Their solutions focus on:
- Designing PLC automation systems aligned with real operational needs
- Integrating SCADA platforms for centralized monitoring
- Enabling IoT-based connectivity for remote access and analytics
- Supporting environmental and industrial monitoring systems (CEMS, AAQMS)
By combining control, visualization, and connectivity, Aaxis Nano helps industries move toward fully integrated and intelligent monitoring ecosystems.
The Future: From Automation to Autonomous Systems
Industrial monitoring is evolving rapidly:
- Edge computing reducing latency
- AI-driven anomaly detection
- Predictive maintenance systems
- Fully connected industrial ecosystems
In this future, PLC automation systems will remain the core, but their role will expand from control to intelligent decision support.

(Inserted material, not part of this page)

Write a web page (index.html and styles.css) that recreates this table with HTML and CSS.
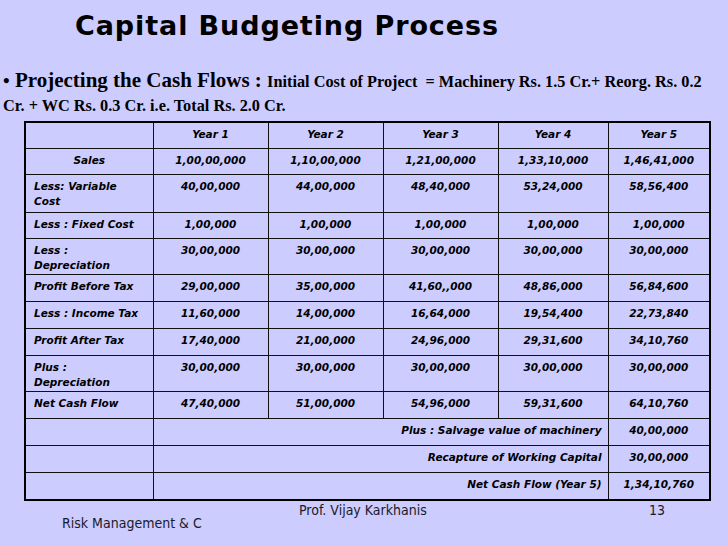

Conclusion: Building a Connected Monitoring Ecosystem
A PLC automation system is no longer just a control unit it is the foundation of a larger, connected architecture.
When integrated with SCADA and IoT:
- Systems become visible
- Data becomes actionable
- Operations become proactive
Industries that adopt this integrated approach gain:
- Better control
- Faster decisions
- Higher efficiency
Looking to build a smarter monitoring system? Aaxis Nano can help design and implement integrated solutions tailored to your operational environment.
Frequently Asked Questions (FAQ)
What is a PLC automation system?
A PLC automation system controls industrial processes using programmed logic and real-time inputs.
Why integrate PLC with SCADA and IoT?
Integration enables centralized monitoring, real-time insights, and improved decision-making.
What industries use this integration?
Manufacturing, environmental monitoring, water treatment, and energy sectors.